- _TASK GOAL_: Examine the material below and count the lines that hold the word "React". Report only the number.

- _GIVEN ENTRIES_:
====

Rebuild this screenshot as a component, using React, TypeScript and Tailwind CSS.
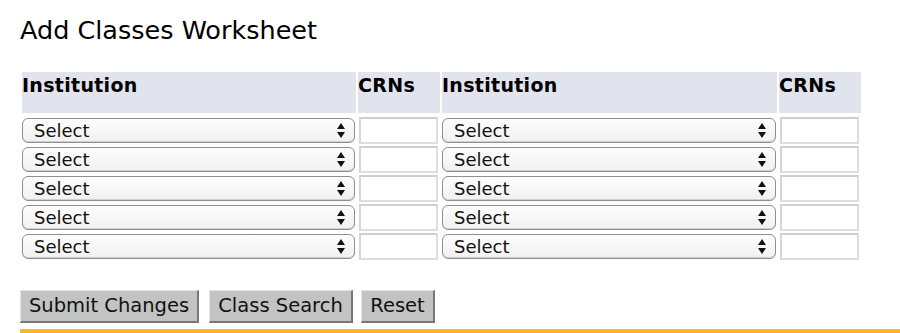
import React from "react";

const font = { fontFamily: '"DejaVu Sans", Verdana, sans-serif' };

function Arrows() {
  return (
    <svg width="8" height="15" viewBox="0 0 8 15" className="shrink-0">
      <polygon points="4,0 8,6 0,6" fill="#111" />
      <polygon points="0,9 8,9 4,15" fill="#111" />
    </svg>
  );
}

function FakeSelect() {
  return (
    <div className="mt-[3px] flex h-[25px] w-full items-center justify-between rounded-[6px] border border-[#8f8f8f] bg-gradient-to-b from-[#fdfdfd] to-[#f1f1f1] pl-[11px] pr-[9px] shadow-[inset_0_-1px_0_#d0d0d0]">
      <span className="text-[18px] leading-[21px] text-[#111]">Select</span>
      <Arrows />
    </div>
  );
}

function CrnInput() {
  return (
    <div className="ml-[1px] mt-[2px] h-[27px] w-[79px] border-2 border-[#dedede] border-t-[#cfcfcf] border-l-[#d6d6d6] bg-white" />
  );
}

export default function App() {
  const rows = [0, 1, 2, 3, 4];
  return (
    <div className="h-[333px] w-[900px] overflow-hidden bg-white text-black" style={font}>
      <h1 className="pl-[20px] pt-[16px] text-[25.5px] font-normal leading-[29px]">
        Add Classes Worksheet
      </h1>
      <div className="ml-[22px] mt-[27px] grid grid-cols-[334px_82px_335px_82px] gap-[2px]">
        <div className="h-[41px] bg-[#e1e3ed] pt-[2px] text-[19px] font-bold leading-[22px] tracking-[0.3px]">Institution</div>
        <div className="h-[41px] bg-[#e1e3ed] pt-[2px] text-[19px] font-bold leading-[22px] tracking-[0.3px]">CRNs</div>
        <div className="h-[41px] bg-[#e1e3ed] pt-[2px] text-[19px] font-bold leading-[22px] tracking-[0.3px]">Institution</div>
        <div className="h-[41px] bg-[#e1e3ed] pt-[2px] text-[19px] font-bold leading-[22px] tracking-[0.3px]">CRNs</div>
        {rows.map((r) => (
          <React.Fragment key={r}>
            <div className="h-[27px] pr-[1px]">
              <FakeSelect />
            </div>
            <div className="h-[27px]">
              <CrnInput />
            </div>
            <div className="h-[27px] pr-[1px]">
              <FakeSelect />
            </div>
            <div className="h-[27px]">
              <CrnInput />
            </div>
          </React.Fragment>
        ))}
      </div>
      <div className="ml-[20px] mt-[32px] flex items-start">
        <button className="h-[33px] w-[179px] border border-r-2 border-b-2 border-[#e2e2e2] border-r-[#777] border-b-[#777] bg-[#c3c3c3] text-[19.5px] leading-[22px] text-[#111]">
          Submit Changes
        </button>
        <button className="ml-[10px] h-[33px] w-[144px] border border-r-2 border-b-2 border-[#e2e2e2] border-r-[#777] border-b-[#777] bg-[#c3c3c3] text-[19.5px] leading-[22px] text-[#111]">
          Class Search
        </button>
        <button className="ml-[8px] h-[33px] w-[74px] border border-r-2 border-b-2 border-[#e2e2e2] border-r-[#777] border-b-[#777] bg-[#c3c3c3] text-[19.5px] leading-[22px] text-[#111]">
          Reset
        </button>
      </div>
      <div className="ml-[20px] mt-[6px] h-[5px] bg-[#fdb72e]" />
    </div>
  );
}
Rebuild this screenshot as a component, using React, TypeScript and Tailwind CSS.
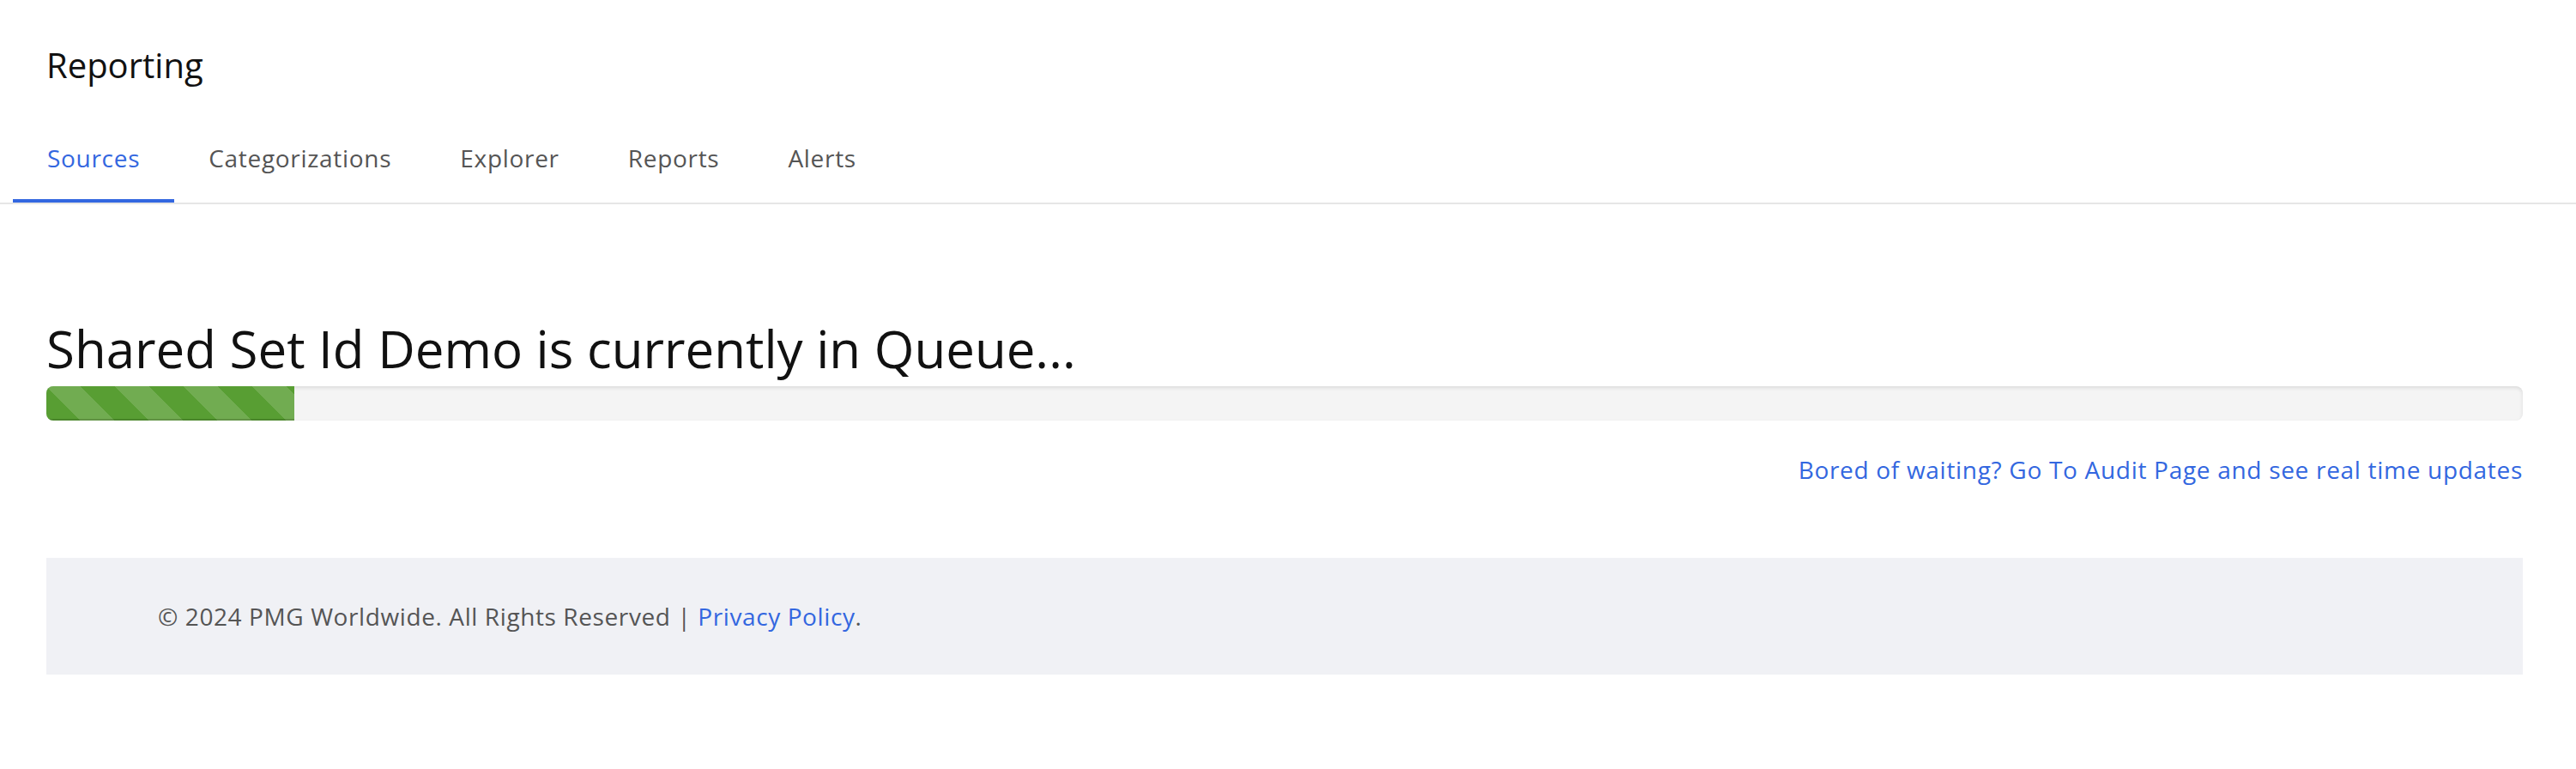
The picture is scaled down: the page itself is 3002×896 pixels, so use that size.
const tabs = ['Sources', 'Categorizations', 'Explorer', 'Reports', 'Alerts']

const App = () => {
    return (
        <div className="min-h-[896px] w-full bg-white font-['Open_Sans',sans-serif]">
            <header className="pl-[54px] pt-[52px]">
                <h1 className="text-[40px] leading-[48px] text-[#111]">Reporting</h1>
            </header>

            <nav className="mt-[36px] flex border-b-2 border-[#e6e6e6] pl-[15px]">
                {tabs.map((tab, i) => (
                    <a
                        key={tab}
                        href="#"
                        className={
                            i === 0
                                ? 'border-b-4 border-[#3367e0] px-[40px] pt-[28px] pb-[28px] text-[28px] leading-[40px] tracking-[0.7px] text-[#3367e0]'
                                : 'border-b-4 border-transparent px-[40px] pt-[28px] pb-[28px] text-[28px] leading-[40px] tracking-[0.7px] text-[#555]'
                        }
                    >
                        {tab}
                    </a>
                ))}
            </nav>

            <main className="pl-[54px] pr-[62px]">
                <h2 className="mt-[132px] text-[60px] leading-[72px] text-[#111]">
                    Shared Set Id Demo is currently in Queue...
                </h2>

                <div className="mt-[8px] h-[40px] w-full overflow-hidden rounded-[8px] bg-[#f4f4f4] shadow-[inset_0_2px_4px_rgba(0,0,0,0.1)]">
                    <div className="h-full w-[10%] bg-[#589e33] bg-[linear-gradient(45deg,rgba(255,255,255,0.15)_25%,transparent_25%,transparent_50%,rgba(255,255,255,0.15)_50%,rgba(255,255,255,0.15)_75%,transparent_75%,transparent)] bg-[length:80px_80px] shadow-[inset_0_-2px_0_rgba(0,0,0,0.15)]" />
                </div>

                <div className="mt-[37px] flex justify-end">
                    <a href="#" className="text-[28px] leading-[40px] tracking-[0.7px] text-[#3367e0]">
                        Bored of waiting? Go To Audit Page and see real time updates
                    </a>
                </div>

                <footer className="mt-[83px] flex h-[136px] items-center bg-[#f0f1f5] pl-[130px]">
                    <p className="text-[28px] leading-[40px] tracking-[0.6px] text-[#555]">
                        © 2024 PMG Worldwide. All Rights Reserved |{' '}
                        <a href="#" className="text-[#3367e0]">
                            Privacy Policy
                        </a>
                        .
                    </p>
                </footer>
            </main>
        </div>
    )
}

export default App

====

- _SOLUTION FOR THIS TASK_: 5